- [DATASET EXCERPT]
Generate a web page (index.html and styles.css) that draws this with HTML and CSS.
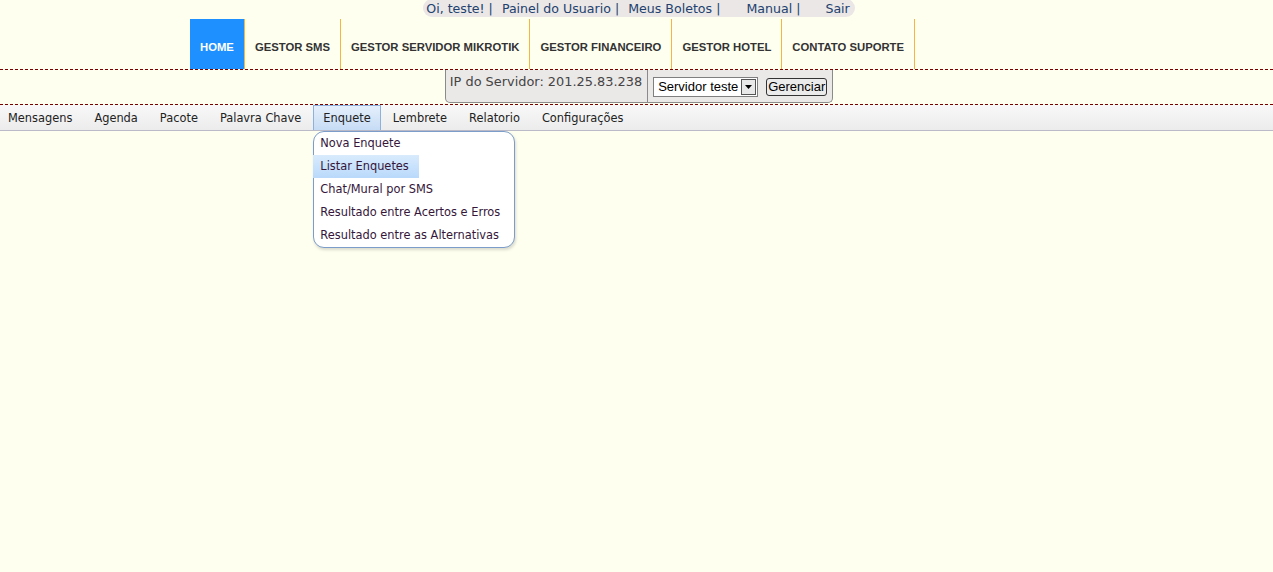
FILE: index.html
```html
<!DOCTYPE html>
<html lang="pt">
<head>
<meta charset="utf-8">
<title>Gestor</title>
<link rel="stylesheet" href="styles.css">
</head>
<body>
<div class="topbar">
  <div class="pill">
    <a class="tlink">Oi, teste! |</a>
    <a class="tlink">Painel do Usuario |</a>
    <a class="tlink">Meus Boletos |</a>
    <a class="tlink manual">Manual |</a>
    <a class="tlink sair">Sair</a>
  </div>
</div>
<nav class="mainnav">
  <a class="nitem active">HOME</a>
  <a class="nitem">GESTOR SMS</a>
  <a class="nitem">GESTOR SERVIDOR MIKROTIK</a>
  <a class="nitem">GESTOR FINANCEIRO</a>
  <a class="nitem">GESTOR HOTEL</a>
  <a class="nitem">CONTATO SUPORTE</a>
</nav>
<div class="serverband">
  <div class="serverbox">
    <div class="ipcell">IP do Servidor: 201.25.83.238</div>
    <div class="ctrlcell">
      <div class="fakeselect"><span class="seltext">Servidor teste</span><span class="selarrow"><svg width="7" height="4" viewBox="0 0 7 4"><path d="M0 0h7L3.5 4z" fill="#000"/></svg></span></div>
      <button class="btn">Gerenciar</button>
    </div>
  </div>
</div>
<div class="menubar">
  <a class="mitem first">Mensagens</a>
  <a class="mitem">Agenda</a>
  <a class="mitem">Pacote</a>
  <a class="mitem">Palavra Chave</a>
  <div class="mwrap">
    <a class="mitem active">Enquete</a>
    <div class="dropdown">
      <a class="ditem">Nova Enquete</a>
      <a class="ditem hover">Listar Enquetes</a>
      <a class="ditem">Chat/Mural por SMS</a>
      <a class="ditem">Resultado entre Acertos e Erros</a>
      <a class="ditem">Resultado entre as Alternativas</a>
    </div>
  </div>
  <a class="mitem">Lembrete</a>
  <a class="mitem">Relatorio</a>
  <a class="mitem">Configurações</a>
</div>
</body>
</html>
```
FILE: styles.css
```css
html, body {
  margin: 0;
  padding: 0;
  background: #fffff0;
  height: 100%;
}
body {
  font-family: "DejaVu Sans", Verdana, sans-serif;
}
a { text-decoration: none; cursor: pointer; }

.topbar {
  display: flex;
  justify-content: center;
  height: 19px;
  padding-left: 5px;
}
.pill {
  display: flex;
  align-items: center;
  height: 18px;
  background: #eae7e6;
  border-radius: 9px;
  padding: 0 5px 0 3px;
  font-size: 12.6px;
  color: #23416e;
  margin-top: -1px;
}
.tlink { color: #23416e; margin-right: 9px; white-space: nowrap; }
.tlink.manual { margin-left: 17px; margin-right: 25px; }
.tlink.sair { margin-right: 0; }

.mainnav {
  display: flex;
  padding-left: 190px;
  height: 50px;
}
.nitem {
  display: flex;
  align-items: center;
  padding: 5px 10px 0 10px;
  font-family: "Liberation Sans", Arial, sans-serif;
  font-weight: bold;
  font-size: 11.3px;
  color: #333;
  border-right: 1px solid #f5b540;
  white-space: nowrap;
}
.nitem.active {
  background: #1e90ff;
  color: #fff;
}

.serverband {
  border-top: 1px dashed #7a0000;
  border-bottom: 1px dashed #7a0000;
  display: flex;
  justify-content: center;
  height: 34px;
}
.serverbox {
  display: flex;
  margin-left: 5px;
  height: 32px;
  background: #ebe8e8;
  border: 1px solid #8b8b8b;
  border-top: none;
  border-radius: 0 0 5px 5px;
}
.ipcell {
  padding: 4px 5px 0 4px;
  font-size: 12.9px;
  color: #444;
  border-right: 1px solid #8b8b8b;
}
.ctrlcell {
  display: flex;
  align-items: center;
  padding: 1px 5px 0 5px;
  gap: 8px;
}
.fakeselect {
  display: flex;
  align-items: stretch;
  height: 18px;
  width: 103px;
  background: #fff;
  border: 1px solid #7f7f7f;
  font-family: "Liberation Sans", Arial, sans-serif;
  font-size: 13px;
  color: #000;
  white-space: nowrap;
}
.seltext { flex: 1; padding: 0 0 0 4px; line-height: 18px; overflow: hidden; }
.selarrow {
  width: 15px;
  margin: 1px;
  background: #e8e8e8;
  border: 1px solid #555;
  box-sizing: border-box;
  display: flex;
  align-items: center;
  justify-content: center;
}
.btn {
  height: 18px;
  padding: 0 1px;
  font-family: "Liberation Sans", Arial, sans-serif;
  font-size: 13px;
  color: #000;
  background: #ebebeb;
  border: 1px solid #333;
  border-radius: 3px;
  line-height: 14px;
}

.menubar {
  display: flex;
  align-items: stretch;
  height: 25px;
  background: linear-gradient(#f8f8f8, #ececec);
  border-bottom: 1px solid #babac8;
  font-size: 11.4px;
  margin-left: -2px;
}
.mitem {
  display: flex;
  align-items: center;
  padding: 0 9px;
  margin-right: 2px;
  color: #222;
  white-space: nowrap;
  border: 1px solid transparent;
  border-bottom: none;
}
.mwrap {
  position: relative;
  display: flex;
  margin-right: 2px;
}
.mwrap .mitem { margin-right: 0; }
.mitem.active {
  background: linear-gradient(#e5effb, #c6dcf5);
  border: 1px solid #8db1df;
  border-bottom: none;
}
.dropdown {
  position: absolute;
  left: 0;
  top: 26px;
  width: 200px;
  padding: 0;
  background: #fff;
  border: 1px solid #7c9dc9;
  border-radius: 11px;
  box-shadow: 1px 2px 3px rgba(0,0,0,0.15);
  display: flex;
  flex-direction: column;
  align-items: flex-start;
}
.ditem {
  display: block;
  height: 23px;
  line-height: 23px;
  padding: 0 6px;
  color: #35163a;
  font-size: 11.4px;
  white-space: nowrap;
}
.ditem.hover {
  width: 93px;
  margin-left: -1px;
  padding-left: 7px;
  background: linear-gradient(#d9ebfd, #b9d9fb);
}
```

- [BRIEF]
Without the pictures, copy the material exactly as given.

- [EXPECTED ANSWER]
Generate a web page (index.html and styles.css) that draws this with HTML and CSS.
FILE: index.html
```html
<!DOCTYPE html>
<html lang="pt">
<head>
<meta charset="utf-8">
<title>Gestor</title>
<link rel="stylesheet" href="styles.css">
</head>
<body>
<div class="topbar">
  <div class="pill">
    <a class="tlink">Oi, teste! |</a>
    <a class="tlink">Painel do Usuario |</a>
    <a class="tlink">Meus Boletos |</a>
    <a class="tlink manual">Manual |</a>
    <a class="tlink sair">Sair</a>
  </div>
</div>
<nav class="mainnav">
  <a class="nitem active">HOME</a>
  <a class="nitem">GESTOR SMS</a>
  <a class="nitem">GESTOR SERVIDOR MIKROTIK</a>
  <a class="nitem">GESTOR FINANCEIRO</a>
  <a class="nitem">GESTOR HOTEL</a>
  <a class="nitem">CONTATO SUPORTE</a>
</nav>
<div class="serverband">
  <div class="serverbox">
    <div class="ipcell">IP do Servidor: 201.25.83.238</div>
    <div class="ctrlcell">
      <div class="fakeselect"><span class="seltext">Servidor teste</span><span class="selarrow"><svg width="7" height="4" viewBox="0 0 7 4"><path d="M0 0h7L3.5 4z" fill="#000"/></svg></span></div>
      <button class="btn">Gerenciar</button>
    </div>
  </div>
</div>
<div class="menubar">
  <a class="mitem first">Mensagens</a>
  <a class="mitem">Agenda</a>
  <a class="mitem">Pacote</a>
  <a class="mitem">Palavra Chave</a>
  <div class="mwrap">
    <a class="mitem active">Enquete</a>
    <div class="dropdown">
      <a class="ditem">Nova Enquete</a>
      <a class="ditem hover">Listar Enquetes</a>
      <a class="ditem">Chat/Mural por SMS</a>
      <a class="ditem">Resultado entre Acertos e Erros</a>
      <a class="ditem">Resultado entre as Alternativas</a>
    </div>
  </div>
  <a class="mitem">Lembrete</a>
  <a class="mitem">Relatorio</a>
  <a class="mitem">Configurações</a>
</div>
</body>
</html>
```
FILE: styles.css
```css
html, body {
  margin: 0;
  padding: 0;
  background: #fffff0;
  height: 100%;
}
body {
  font-family: "DejaVu Sans", Verdana, sans-serif;
}
a { text-decoration: none; cursor: pointer; }

.topbar {
  display: flex;
  justify-content: center;
  height: 19px;
  padding-left: 5px;
}
.pill {
  display: flex;
  align-items: center;
  height: 18px;
  background: #eae7e6;
  border-radius: 9px;
  padding: 0 5px 0 3px;
  font-size: 12.6px;
  color: #23416e;
  margin-top: -1px;
}
.tlink { color: #23416e; margin-right: 9px; white-space: nowrap; }
.tlink.manual { margin-left: 17px; margin-right: 25px; }
.tlink.sair { margin-right: 0; }

.mainnav {
  display: flex;
  padding-left: 190px;
  height: 50px;
}
.nitem {
  display: flex;
  align-items: center;
  padding: 5px 10px 0 10px;
  font-family: "Liberation Sans", Arial, sans-serif;
  font-weight: bold;
  font-size: 11.3px;
  color: #333;
  border-right: 1px solid #f5b540;
  white-space: nowrap;
}
.nitem.active {
  background: #1e90ff;
  color: #fff;
}

.serverband {
  border-top: 1px dashed #7a0000;
  border-bottom: 1px dashed #7a0000;
  display: flex;
  justify-content: center;
  height: 34px;
}
.serverbox {
  display: flex;
  margin-left: 5px;
  height: 32px;
  background: #ebe8e8;
  border: 1px solid #8b8b8b;
  border-top: none;
  border-radius: 0 0 5px 5px;
}
.ipcell {
  padding: 4px 5px 0 4px;
  font-size: 12.9px;
  color: #444;
  border-right: 1px solid #8b8b8b;
}
.ctrlcell {
  display: flex;
  align-items: center;
  padding: 1px 5px 0 5px;
  gap: 8px;
}
.fakeselect {
  display: flex;
  align-items: stretch;
  height: 18px;
  width: 103px;
  background: #fff;
  border: 1px solid #7f7f7f;
  font-family: "Liberation Sans", Arial, sans-serif;
  font-size: 13px;
  color: #000;
  white-space: nowrap;
}
.seltext { flex: 1; padding: 0 0 0 4px; line-height: 18px; overflow: hidden; }
.selarrow {
  width: 15px;
  margin: 1px;
  background: #e8e8e8;
  border: 1px solid #555;
  box-sizing: border-box;
  display: flex;
  align-items: center;
  justify-content: center;
}
.btn {
  height: 18px;
  padding: 0 1px;
  font-family: "Liberation Sans", Arial, sans-serif;
  font-size: 13px;
  color: #000;
  background: #ebebeb;
  border: 1px solid #333;
  border-radius: 3px;
  line-height: 14px;
}

.menubar {
  display: flex;
  align-items: stretch;
  height: 25px;
  background: linear-gradient(#f8f8f8, #ececec);
  border-bottom: 1px solid #babac8;
  font-size: 11.4px;
  margin-left: -2px;
}
.mitem {
  display: flex;
  align-items: center;
  padding: 0 9px;
  margin-right: 2px;
  color: #222;
  white-space: nowrap;
  border: 1px solid transparent;
  border-bottom: none;
}
.mwrap {
  position: relative;
  display: flex;
  margin-right: 2px;
}
.mwrap .mitem { margin-right: 0; }
.mitem.active {
  background: linear-gradient(#e5effb, #c6dcf5);
  border: 1px solid #8db1df;
  border-bottom: none;
}
.dropdown {
  position: absolute;
  left: 0;
  top: 26px;
  width: 200px;
  padding: 0;
  background: #fff;
  border: 1px solid #7c9dc9;
  border-radius: 11px;
  box-shadow: 1px 2px 3px rgba(0,0,0,0.15);
  display: flex;
  flex-direction: column;
  align-items: flex-start;
}
.ditem {
  display: block;
  height: 23px;
  line-height: 23px;
  padding: 0 6px;
  color: #35163a;
  font-size: 11.4px;
  white-space: nowrap;
}
.ditem.hover {
  width: 93px;
  margin-left: -1px;
  padding-left: 7px;
  background: linear-gradient(#d9ebfd, #b9d9fb);
}
```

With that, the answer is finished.